E-ticaret mevzuatında hizmet sağlayıcı için siparişe ilişkin birtakım yükümlülükler düzenlenmiştir. Bu hükümlere göre hizmet sağlayıcı bir siparişin onaylanması aşamasında ve ödeme bilgilerinin girilmesinden önce sözleşmenin şartlarını alıcının açıkça görmesini sağlama yükümlülüğü altındadır. Bu sözleşme şartlarına alıcı tarafından ödenecek olan toplam bedel de dahildir. Bunun yanı sıra hizmet sağlayıcı alıcı tarafından almış olduğu siparişi gecikmeksizin e-iletişim araçlarıyla teyit etmelidir. Bu yükümlülükler münhasıran e-posta yoluyla veya benzeri bireysel iletişim araçlarıyla yapılan sözleşmelere uygulanmaz. Son olarak hizmet sağlayıcı hizmet sağlayıcı veri giriş hatalarının belirlenmesi ve düzeltilmesi için uygun ve etkili teknik araçları alıcıya sunmalıdır. Tarafların tüketici olmaması durumunda açıklamış olduğumuz yükümlülüklerin aksi kararlaştırılabilir.

Ticari İletişim

Mesleki ve ticari faaliyetler kapsamında kazanç sağlama amacıyla elektronik ticarete ilişkin yapılan her türlü iletişim ticari iletişimdir. Bu iletişim gerçek veya tüzel kişiler adına yapılabilir. Bu noktada adına iletişim yapılan kişinin açık bir şekilde belirlenebilmesini sağlayan bilgiler sunulmalıdır. Ticari iletişimin tanımından da anlaşıldığı üzere kazanç amacı güden her türlü iletişimi kapsar. Şirketler bu amaç çerçevesinde kişilere promosyon, hediye gibi imkanlar sunmaktadırlar. Ticari iletişim vasıtasıyla sunulan promosyonların ve promosyon amacıyla düzenlenen organizasyonların nitelikleri, faydalanma şartları, katılım şartları açık bir biçimde anlaşılabilir olmalıdır.

Ticari Elektronik İleti

Ticari elektronik ileti kavramı, Ticari İletişim ve Ticari Elektronik İletiler Hakkında Yönetmelik’te; ‘‘Telefon, çağrı merkezleri, faks, otomatik arama makineleri, akıllı ses kaydedici sistemler, elektronik posta, kısa mesaj hizmeti gibi vasıtalar kullanılarak elektronik ortamda gerçekleştirilen ve ticari amaçlarla gönderilen veri, ses ve görüntü içerikli iletileri, … ifade eder.’’ Şeklinde tanımlanmıştır. Bu tanımdan yola çıkılarak ticari iletişim yollarından birisi olan ticari elektronik iletiler için, elektronik ortamda iletilmelerinin ve iletilerin ticari amaçlarla yapılması gerektiği anlaşılmaktadır.

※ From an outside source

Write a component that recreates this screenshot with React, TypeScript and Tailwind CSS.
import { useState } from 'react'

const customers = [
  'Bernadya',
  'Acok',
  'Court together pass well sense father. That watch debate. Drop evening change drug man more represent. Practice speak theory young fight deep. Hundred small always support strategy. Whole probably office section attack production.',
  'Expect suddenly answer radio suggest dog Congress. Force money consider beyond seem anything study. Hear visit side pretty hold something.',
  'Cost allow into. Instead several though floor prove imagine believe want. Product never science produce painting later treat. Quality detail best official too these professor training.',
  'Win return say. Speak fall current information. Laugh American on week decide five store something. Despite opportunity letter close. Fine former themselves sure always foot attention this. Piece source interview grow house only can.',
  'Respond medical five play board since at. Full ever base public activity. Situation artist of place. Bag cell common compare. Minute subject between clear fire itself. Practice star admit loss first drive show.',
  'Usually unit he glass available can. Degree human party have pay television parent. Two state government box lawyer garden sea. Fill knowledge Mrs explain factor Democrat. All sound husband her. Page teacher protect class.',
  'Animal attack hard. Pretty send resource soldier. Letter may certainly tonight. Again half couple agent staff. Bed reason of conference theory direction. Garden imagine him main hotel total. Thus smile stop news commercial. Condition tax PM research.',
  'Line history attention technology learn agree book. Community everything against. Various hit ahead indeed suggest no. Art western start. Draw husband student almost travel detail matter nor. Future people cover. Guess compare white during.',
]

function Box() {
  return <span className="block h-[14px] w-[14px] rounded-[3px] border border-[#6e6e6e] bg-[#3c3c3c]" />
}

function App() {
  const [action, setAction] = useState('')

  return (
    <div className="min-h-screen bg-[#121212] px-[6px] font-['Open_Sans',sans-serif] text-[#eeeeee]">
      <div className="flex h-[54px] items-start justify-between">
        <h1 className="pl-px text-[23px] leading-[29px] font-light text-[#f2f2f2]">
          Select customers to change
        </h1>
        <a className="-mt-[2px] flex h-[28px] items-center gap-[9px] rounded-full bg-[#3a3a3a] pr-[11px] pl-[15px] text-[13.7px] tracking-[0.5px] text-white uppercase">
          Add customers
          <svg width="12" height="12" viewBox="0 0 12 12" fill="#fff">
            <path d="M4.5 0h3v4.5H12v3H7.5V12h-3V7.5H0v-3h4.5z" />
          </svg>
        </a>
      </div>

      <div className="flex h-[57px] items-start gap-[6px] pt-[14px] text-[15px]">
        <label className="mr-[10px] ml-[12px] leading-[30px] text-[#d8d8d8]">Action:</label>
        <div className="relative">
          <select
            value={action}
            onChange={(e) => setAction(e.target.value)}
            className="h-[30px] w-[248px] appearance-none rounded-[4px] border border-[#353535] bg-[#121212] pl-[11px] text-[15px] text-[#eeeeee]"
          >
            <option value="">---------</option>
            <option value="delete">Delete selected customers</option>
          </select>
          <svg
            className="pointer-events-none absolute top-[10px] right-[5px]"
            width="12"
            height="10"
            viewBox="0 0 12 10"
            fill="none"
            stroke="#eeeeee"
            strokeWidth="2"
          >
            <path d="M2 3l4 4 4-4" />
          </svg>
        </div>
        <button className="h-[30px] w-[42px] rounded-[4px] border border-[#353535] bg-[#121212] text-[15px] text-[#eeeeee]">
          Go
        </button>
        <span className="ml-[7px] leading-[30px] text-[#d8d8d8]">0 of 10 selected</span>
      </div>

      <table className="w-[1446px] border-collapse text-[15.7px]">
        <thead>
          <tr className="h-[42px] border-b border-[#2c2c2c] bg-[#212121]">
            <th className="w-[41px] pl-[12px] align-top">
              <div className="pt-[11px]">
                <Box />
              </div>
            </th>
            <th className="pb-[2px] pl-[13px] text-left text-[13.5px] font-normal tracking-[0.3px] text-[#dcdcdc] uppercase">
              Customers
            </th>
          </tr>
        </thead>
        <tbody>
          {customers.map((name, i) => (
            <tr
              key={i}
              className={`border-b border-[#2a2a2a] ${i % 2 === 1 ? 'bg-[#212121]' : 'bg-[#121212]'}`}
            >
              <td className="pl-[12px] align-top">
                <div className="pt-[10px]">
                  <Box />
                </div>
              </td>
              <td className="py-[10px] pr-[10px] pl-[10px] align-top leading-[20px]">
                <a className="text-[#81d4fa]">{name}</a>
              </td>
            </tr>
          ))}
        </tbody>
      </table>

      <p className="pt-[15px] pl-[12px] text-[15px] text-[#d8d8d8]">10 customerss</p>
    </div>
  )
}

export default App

Ticari elektronik iletiler, hizmet sağlayıcısı tarafından ürün veya hizmetlerini tanıtmak, pazarlamak, işletmesinin reklamını yapmak gibi amaçlarla alıcıların elektronik iletişim adreslerine gönderilirler. Hizmet sağlayıcı bu iletileri göndermeden önce onay almak zorundadırlar.

Ticari elektronik ileti göndermek için kişiler İleti Yönetim Sistemine kaydolmalıdırlar. Bu sisteme kayıtlı olmayan alıcılara ticari elektronik ileti gönderilemez. Hizmet sağlayıcılar yazılı, her türlü elektronik iletişim aracıyla veya İleti Yönetim Sistemi üzerinden ileti gönderimi için onay alabilirler. İYS üzerinden alınmayan onaylarda herhangi bir uyuşmazlık çıkması durumunda onayın alındığının ispat yükü hizmet sağlayıcıya ait olur. Yine bu sistem üzerinden alınmayan onayların 3 iş günü içerisinde sisteme kaydedilmesi gerekmektedir yoksa geçersiz hale gelecektir.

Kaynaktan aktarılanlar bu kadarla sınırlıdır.